El humo elevándose del fuego, la columna verde azulada ennegrecida por el hollín, el bebé en brazos... No fue la pobreza de la escena lo que me conmovío, sino su primitivismo. Exceptuando el estilo de vivienda y la ropa, era completamente indígena, primordial, inalterada durante miles de años.
El patio estaba alineado con una variedad de pequeñas plantas, todas en los fondos de pequeñas botellas de refresco cortadas, todas, como supuse correctamente, propagadas para su venta. Considerando su limpieza, rechacé la silla que Felipe ofreció. Pero, a su insistencia, acepté la joven planta que me regaló, colocándola en la bolsa que colgaba de mi manubrio. Tras un poco más de charla vecinal, con Felipe practicando el inglés que aprendió en los Estados Unidos, y una breve visita al techo de la casa donde estaba su vivero principal, pedí disculpas por la brevedad de mi visita y salí pedaleando hacia el mercado.
La familiaridad, al menos en este caso, engendrando aceptación; desde entonces, las macetas y sus antiguos contenidos terrosos que encuentro esparcidos al azar por el jardín tras una visita de Felipe ya no me molestan en absoluto. El jardín es su herencia. Me alegra cualquier valor que puedan obtener de él.

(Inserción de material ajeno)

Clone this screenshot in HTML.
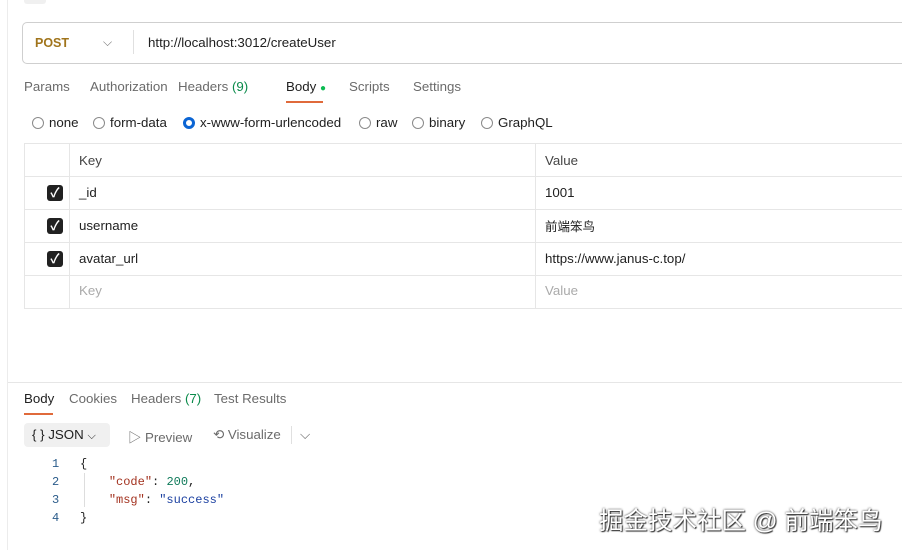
<!DOCTYPE html>
<html><head><meta charset="utf-8"><style>
body{margin:0;width:902px;height:550px;background:#fff;font-family:"Liberation Sans","Noto Sans CJK SC",sans-serif;font-size:13.3px;color:#212121;position:relative;overflow:hidden}
.a{position:absolute;white-space:nowrap}
.g{color:#6b6b6b}
.radio{position:absolute;width:10px;height:10px;border:1px solid #8a8a8a;border-radius:50%;top:117px}
.cb{position:absolute;left:47px;width:16px;height:16px;background:#212121;border-radius:3px;color:#fff;font-size:13px;line-height:16px;text-align:center;font-weight:bold}
.hl{position:absolute;left:24px;right:0;height:1px;background:#e6e6e6}
.vl{position:absolute;width:1px;background:#e6e6e6;top:144px;height:165px}
.mono{font-family:"Liberation Mono",monospace;font-size:12px}
</style></head><body>
<div class="a" style="left:7px;top:0;width:1px;height:550px;background:#ececec"></div>
<div class="a" style="left:24px;top:0;width:22px;height:4px;background:#f0f0f0;border-radius:0 0 3px 3px"></div>
<div class="a" style="left:22px;top:22px;width:890px;height:40px;border:1px solid #cfcfcf;border-radius:5px"></div>
<div class="a" style="left:35px;top:36px;color:#a0741b;font-weight:bold;font-size:12.5px">POST</div>
<div class="a" style="left:103px;top:35px;color:#777;font-size:12px">⌵</div>
<div class="a" style="left:133px;top:30px;width:1px;height:24px;background:#e0e0e0"></div>
<div class="a" style="left:148px;top:35px">http://localhost:3012/createUser</div>
<div class="a g" style="left:24px;top:79px">Params</div>
<div class="a g" style="left:90px;top:79px">Authorization</div>
<div class="a g" style="left:178px;top:79px">Headers <span style="color:#0a8a4a">(9)</span></div>
<div class="a" style="left:286px;top:79px">Body <span style="color:#0cbb52;font-size:10px">●</span></div>
<div class="a" style="left:286px;top:101px;width:37px;height:2px;background:#e06a3b"></div>
<div class="a g" style="left:349px;top:79px">Scripts</div>
<div class="a g" style="left:413px;top:79px">Settings</div>
<div class="radio" style="left:32px"></div><div class="a" style="left:49px;top:115px">none</div>
<div class="radio" style="left:93px"></div><div class="a" style="left:110px;top:115px">form-data</div>
<div class="radio" style="left:183px;border:3px solid #0b65d4;width:6px;height:6px"></div><div class="a" style="left:200px;top:115px">x-www-form-urlencoded</div>
<div class="radio" style="left:359px"></div><div class="a" style="left:376px;top:115px">raw</div>
<div class="radio" style="left:412px"></div><div class="a" style="left:429px;top:115px">binary</div>
<div class="radio" style="left:481px"></div><div class="a" style="left:498px;top:115px">GraphQL</div>
<div class="hl" style="top:143px"></div><div class="hl" style="top:176px"></div><div class="hl" style="top:209px"></div><div class="hl" style="top:242px"></div><div class="hl" style="top:275px"></div><div class="hl" style="top:308px"></div>
<div class="vl" style="left:24px"></div><div class="vl" style="left:69px"></div><div class="vl" style="left:535px"></div>
<div class="a" style="left:79px;top:153px;color:#444">Key</div><div class="a" style="left:545px;top:153px;color:#444">Value</div>
<div class="cb" style="top:185px">✓</div><div class="a" style="left:79px;top:185px">_id</div><div class="a" style="left:545px;top:185px">1001</div>
<div class="cb" style="top:218px">✓</div><div class="a" style="left:79px;top:218px">username</div><div class="a" style="left:545px;top:216px;font-size:12.5px">前端笨鸟</div>
<div class="cb" style="top:251px">✓</div><div class="a" style="left:79px;top:251px">avatar_url</div><div class="a" style="left:545px;top:251px">https://www.janus-c.top/</div>
<div class="a" style="left:79px;top:283px;color:#aaa">Key</div><div class="a" style="left:545px;top:283px;color:#aaa">Value</div>
<div class="a" style="left:8px;top:382px;width:894px;height:1px;background:#e6e6e6"></div>
<div class="a" style="left:24px;top:391px">Body</div>
<div class="a" style="left:24px;top:413px;width:29px;height:2px;background:#e06a3b"></div>
<div class="a g" style="left:69px;top:391px">Cookies</div>
<div class="a g" style="left:131px;top:391px">Headers <span style="color:#0a8a4a">(7)</span></div>
<div class="a g" style="left:214px;top:391px">Test Results</div>
<div class="a" style="left:24px;top:423px;width:86px;height:24px;background:#f0f0f0;border-radius:4px"></div>
<div class="a" style="left:32px;top:427px">{ } JSON <span style="font-size:11px">⌵</span></div>
<div class="a g" style="left:128px;top:427px">▷ Preview</div>
<div class="a g" style="left:213px;top:427px">⟲ Visualize</div>
<div class="a" style="left:291px;top:426px;width:1px;height:18px;background:#e0e0e0"></div>
<div class="a g" style="left:300px;top:427px">⌵</div>
<div class="a mono" style="left:52px;top:455px;color:#2a5b8a;line-height:18px">1<br>2<br>3<br>4</div>
<div class="a" style="left:84px;top:473px;width:1px;height:34px;background:#ddd"></div>
<div class="a mono" style="left:80px;top:455px;line-height:18px">{<br>&nbsp;&nbsp;&nbsp;&nbsp;<span style="color:#a3321f">"code"</span>: <span style="color:#0f7a5a">200</span>,<br>&nbsp;&nbsp;&nbsp;&nbsp;<span style="color:#a3321f">"msg"</span>: <span style="color:#1a3fa0">"success"</span><br>}</div>
<div class="a" style="left:599px;top:502px;font-size:24.5px;color:#fff;text-shadow:0 0 2px #333,1px 1px 1px #333">掘金技术社区 @ 前端笨鸟</div>
</body></html>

Su abundancia, que para mí es solo un lujo, significa supervivencia para ellos.
La semana pasada, regresando en mi coche con la ventana bajada, poco antes del atardecer por la carretera hacia San Luis Rey, vi a Felipe con su esposa y al pequeño Joshue sentados sobre el pasto junto al muro del nuevo desarrollo inmobiliario, una sábana extendida ante ellos cubierta de plantas jóvenes para la venta, cada pequeña planta verde en el fondo de una botella de refresco cortada. Al verme al mismo tiempo, todo fueron sonrisas y saludos mientras pasaba manejando.